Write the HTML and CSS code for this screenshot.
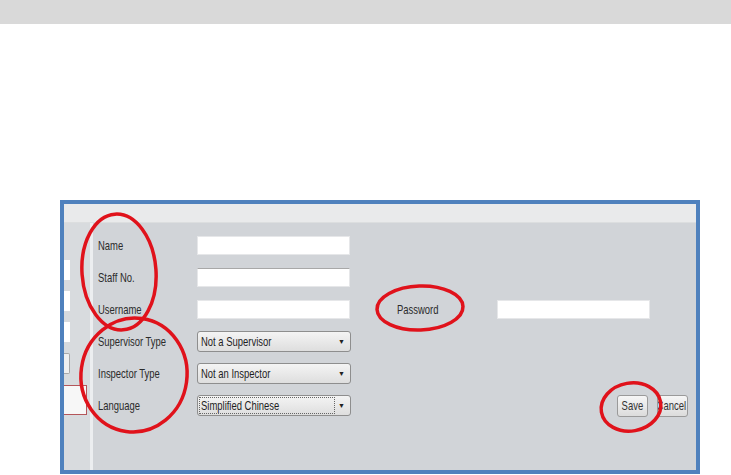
FILE: index.html
```html
<!DOCTYPE html>
<html>
<head>
<meta charset="utf-8">
<title>User details</title>
<link rel="stylesheet" href="styles.css">
</head>
<body>
<div class="topbar"></div>

<div class="shot">
  <div class="shot_head"></div>
  <div class="shot_body">
    <div class="side">
      <div class="stub"></div>
      <div class="stub"></div>
      <div class="stub"></div>
      <div class="stub stub_btn"></div>
      <div class="stub stub_red"></div>
    </div>
    <div class="sep"></div>
    <div class="form">
      <div class="row">
        <span class="lbl">Name</span>
        <input class="txt" type="text">
      </div>
      <div class="row">
        <span class="lbl">Staff No.</span>
        <input class="txt txt_dark" type="text">
      </div>
      <div class="row">
        <span class="lbl">Username</span>
        <input class="txt" type="text">
        <span class="lbl lbl_pw">Password</span>
        <input class="txt" type="password">
      </div>
      <div class="row">
        <span class="lbl">Supervisor Type</span>
        <div class="sel"><span class="sel_val"><span class="sq">Not a Supervisor</span></span><span class="arrow">&#9660;</span></div>
      </div>
      <div class="row">
        <span class="lbl">Inspector Type</span>
        <div class="sel"><span class="sel_val"><span class="sq">Not an Inspector</span></span><span class="arrow">&#9660;</span></div>
      </div>
      <div class="row">
        <span class="lbl">Language</span>
        <div class="sel"><span class="sel_val sel_focus"><span class="sq">Simplified Chinese</span></span><span class="arrow">&#9660;</span></div>
        <div class="btns">
          <button class="btn"><span class="sq sq_mid">Save</span></button>
          <button class="btn btn_cut"><span class="sq sq_right">Cancel</span></button>
        </div>
      </div>
    </div>
  </div>
</div>

<!-- hand drawn marks on top of the screenshot -->
<svg class="marks" width="731" height="475" viewBox="0 0 731 475">
  <g fill="none" stroke="#e0121b" stroke-width="3.5">
    <ellipse cx="119" cy="272" rx="37" ry="58" transform="rotate(-4 119 272)"/>
    <ellipse cx="134" cy="375" rx="53" ry="57" transform="rotate(8 134 375)"/>
    <ellipse cx="420" cy="308" rx="43" ry="22" transform="rotate(-2 420 308)"/>
    <ellipse cx="631" cy="407" rx="30" ry="24" transform="rotate(-10 631 407)"/>
  </g>
</svg>
</body>
</html>
```

FILE: styles.css
```css
body{margin:0;padding:0;background:#fff;font-family:"Liberation Sans",Arial,sans-serif;}
.topbar{height:24px;background:#d9d9d9;}

.shot{width:632px;height:266px;margin:176px 0 0 60px;border:4px solid #4f81bd;background:#d1d4d8;display:flex;flex-direction:column;}
.shot_head{height:18px;background:#e9eaeb;border-bottom:1px solid #dcdedf;}
.shot_body{flex:1;display:flex;}

.side{width:26px;background:#d8dbde;padding-top:37px;display:flex;flex-direction:column;gap:11px;}
.stub{width:6px;height:20px;background:#fff;}
.stub_btn{width:5px;height:19px;background:#f0f0f0;border:1px solid #a9a9a9;border-left:none;border-radius:0 2px 2px 0;}
.stub_red{width:22px;height:28px;background:#f7f7f7;border:1px solid #b4565a;border-left:none;}
.sep{width:3px;background:#eceef0;}

/* the screenshot was squeezed sideways, so the text is too */
.sq{display:inline-block;transform:scaleX(.7);transform-origin:left center;white-space:nowrap;}
.sq_mid{transform-origin:center;}
.sq_right{transform-origin:right center;}

.form{flex:1;padding:12px 8px 0 5px;}
.row{display:flex;align-items:center;height:21px;margin-bottom:11px;}
.lbl{width:99px;font-size:13.5px;color:#2b2b2b;transform:scaleX(.7);transform-origin:left center;white-space:nowrap;}
.lbl_pw{margin:0 46px 0 47px;width:54px;}
.txt{width:153px;height:19px;margin:0;padding:0;border:1px solid #e6e7e9;background:#fff;box-sizing:border-box;}
.txt_dark{border-top-color:#a8a8a8;}

.sel{width:154px;height:21px;box-sizing:border-box;border:1px solid #8e8e8e;border-radius:3px;background:linear-gradient(#f4f4f4,#dedede);display:flex;align-items:center;justify-content:space-between;padding:0 5px 0 1px;font-size:13.5px;color:#1e1e1e;}
.sel_val{padding:0 1px;line-height:15px;border:1px dotted transparent;width:132px;overflow:hidden;}
.sel_focus{border-color:#666;}
.arrow{font-size:7px;color:#222;}

.btns{margin-left:auto;display:flex;gap:9px;}
.btn{width:31px;height:22px;padding:0;border:1px solid #9a9a9a;border-radius:3px;background:linear-gradient(#f6f6f6,#dcdcdc);font-family:inherit;font-size:13.5px;color:#333;overflow:hidden;display:flex;align-items:center;justify-content:center;}
.btn_cut{justify-content:flex-end;padding-right:1px;}

.marks{position:absolute;left:0;top:0;pointer-events:none;}
```
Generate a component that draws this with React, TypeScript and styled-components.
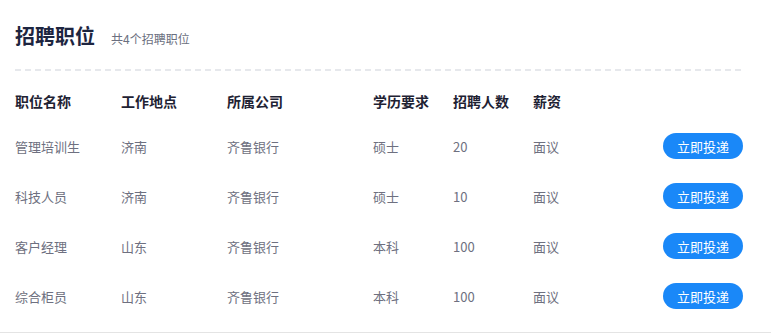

═══

Stated task »
Determine the number of lines in the records that include the string "screenshot", and respond with that number only.

Solved exercise »
3